“but there is no one appointed by the king to listen to you.” It seems that for Absalom to make this claim it was likely true. One possibility for that may have been that earlier, when the United Kingdom was less organized and more tribal, David may have been able to hear the cases that came to Jerusalem himself, but as the United Kingdom became more organized and grew in its centralized power, that became more difficult. Or, David may have been able to hear many of the cases but Absalom quietly intervened. There are some other possibilities as well.
We have to wonder why David did not seem to know what Absalom was doing. It may be that, especially as Absalom gained popularity and strength, no one wanted to get involved and tell king David. If someone had informed about Absalom and David did nothing about it, Absalom would have been a formidable enemy. It is also possible that David did hear that Absalom was judging some cases, but he did not see any danger in it. David had a weakness for not seeing trouble when it came to his sons.

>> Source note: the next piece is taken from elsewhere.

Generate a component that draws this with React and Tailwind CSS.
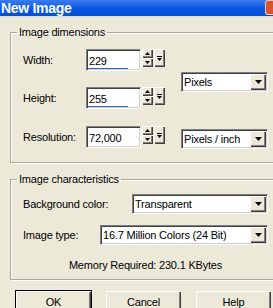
import React from 'react';

const raised = 'bg-[#ece9d8] shadow-[inset_1px_1px_0_#fff,inset_-1px_-1px_0_#404040,inset_-2px_-2px_0_#808080]';
const sunken = 'bg-white border border-t-[#808080] border-l-[#808080] border-b-white border-r-white shadow-[inset_1px_1px_0_#404040,inset_-1px_-1px_0_#d4d0c8]';
const etched = 'border border-[#aca899] shadow-[1px_1px_0_#fff,inset_1px_1px_0_#fff]';

const Tri = ({ w = 7, h = 4, up = false }) => (
  <svg width={w} height={h} viewBox={`0 0 ${w} ${h}`} className="block">
    <polygon points={up ? `${w / 2},0 ${w},${h} 0,${h}` : `0,0 ${w},0 ${w / 2},${h}`} fill="#000" />
  </svg>
);

const Combo = ({ value, width }) => (
  <div className={`flex h-[20px] items-center ${sunken}`} style={{ width }}>
    <span className="flex-1 pl-[2px] leading-[13px]">{value}</span>
    <div className={`flex h-[16px] w-[16px] items-center justify-center mr-[1px] ${raised}`}>
      <Tri />
    </div>
  </div>
);

const SpinField = ({ value, bar }) => (
  <div className="flex items-start">
    <div className={`flex h-[22px] w-[55px] flex-col ${sunken}`}>
      <span className="flex-1 pl-[2px] pt-[5px] leading-[13px]">{value}</span>
      {bar ? <div className="mb-[1px] ml-[1px] h-[2px] w-[40px] bg-[#2f62d0]" /> : null}
    </div>
    <div className="ml-[1px] flex flex-col">
      <div className={`flex h-[9px] w-[11px] items-center justify-center ${raised}`}>
        <Tri w={5} h={3} up />
      </div>
      <div className={`flex h-[9px] w-[11px] items-center justify-center ${raised}`}>
        <Tri w={5} h={3} />
      </div>
    </div>
    <div className={`ml-[1px] flex h-[18px] w-[11px] flex-col items-center justify-center gap-[1px] ${raised}`}>
      <div className="h-[1px] w-[5px] bg-black" />
      <Tri w={5} h={3} />
    </div>
  </div>
);

const Row = ({ label, children, labelW }) => (
  <div className="flex items-center">
    <span className="shrink-0" style={{ width: labelW }}>{label}</span>
    {children}
  </div>
);

const Button = ({ label, isDefault }) => (
  <div
    className={`flex h-[23px] w-[75px] shrink-0 items-center justify-center ${raised} ${
      isDefault ? 'outline outline-1 outline-black' : ''
    }`}
  >
    {label}
  </div>
);

export default function App() {
  return (
    <div className="h-[308px] w-[273px] overflow-hidden bg-[#ece9d8] font-['Liberation_Sans',Arial,sans-serif] text-[11px] tracking-[-0.2px] text-black">
      {/* title bar */}
      <div className="flex h-[16px] items-center bg-gradient-to-b from-[#3b7ef0] via-[#0a58e4] to-[#0650d8]">
        <span className="pl-[1px] text-[14px] font-bold tracking-[-0.3px] text-white">New Image</span>
        <div className="ml-auto mr-[-13px] h-[15px] w-[21px] self-start rounded-[3px] border border-white/70 bg-[#d9532c]" />
      </div>
      <div className="h-[1px] bg-[#d8e0f4]" />

      <div className="pl-[10px]">
        <fieldset className={`mt-[9px] w-[280px] pl-[12px] pr-[21px] pt-[10px] pb-[13px] ${etched}`}>
          <legend className="ml-[-6px] px-[2px] leading-[13px]">Image dimensions</legend>
          <div className="flex items-start">
            <div className="flex flex-col gap-[16px]">
              <Row label="Width:" labelW={63}>
                <SpinField value="229" bar />
              </Row>
              <Row label="Height:" labelW={63}>
                <SpinField value="255" bar />
              </Row>
              <div className="mt-[1px]">
                <Row label="Resolution:" labelW={63}>
                  <SpinField value="72,000" />
                </Row>
              </div>
            </div>
            <div className="ml-auto flex flex-col">
              <div className="mt-[23px]">
                <Combo value="Pixels" width={87} />
              </div>
              <div className="mt-[37px]">
                <Combo value="Pixels / inch" width={87} />
              </div>
            </div>
          </div>
        </fieldset>

        <fieldset className={`mt-[10px] w-[280px] pl-[12px] pr-[21px] pt-[8px] pb-[7px] ${etched}`}>
          <legend className="ml-[-6px] px-[2px] leading-[13px]">Image characteristics</legend>
          <div className="flex items-center justify-between">
            <span>Background color:</span>
            <Combo value="Transparent" width={136} />
          </div>
          <div className="mt-[11px] flex items-center justify-between">
            <span>Image type:</span>
            <Combo value="16.7 Million Colors (24 Bit)" width={168} />
          </div>
          <div className="mt-[14px] text-center leading-[13px]">Memory Required: 230.1 KBytes</div>
        </fieldset>
      </div>

      <div className="mt-[11px] flex gap-[15px] pl-[16px]">
        <Button label="OK" isDefault />
        <Button label="Cancel" />
        <Button label="Help" />
      </div>
    </div>
  );
}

It is also worth asking how Absalom could tell someone their grievance was good and right without having witnesses and representatives of both sides present. It is possible that 2 Samuel 15:3 is just giving a kind of summary and there were times when Absalom adjudicated over complicated cases. Another possibility is that Absalom may have only really gotten involved with certain cases—those involving the state—and being able to subtly speak about the failures of the state would have undermined David while increasing his own popularity. The United Kingdom of Israel was brand new, and no doubt there were a number of unpopular moves being made on the state level: state incursions into what had formerly been tribal matters, issues with taxes, problems with recruiting manpower for state projects, conflicts about who got appointed to which positions in the kingdom, and much more. David’s attention had to be focused on building and defending the kingdom, changes that were necessary but that would have offended many people. The various changes affected the whole kingdom and in part explains how Absalom could have followers throughout all the tribes of Israel (2 Sam. 15:10). In contrast to David, Absalom did not actually have to make any of the hard choices and changes in the kingdom. He could simply propagandize and tell people that if he were king then things would be different; and over the four years he quietly undermined David, he stole the hearts of the people of Israel (2 Sam. 15:6-7).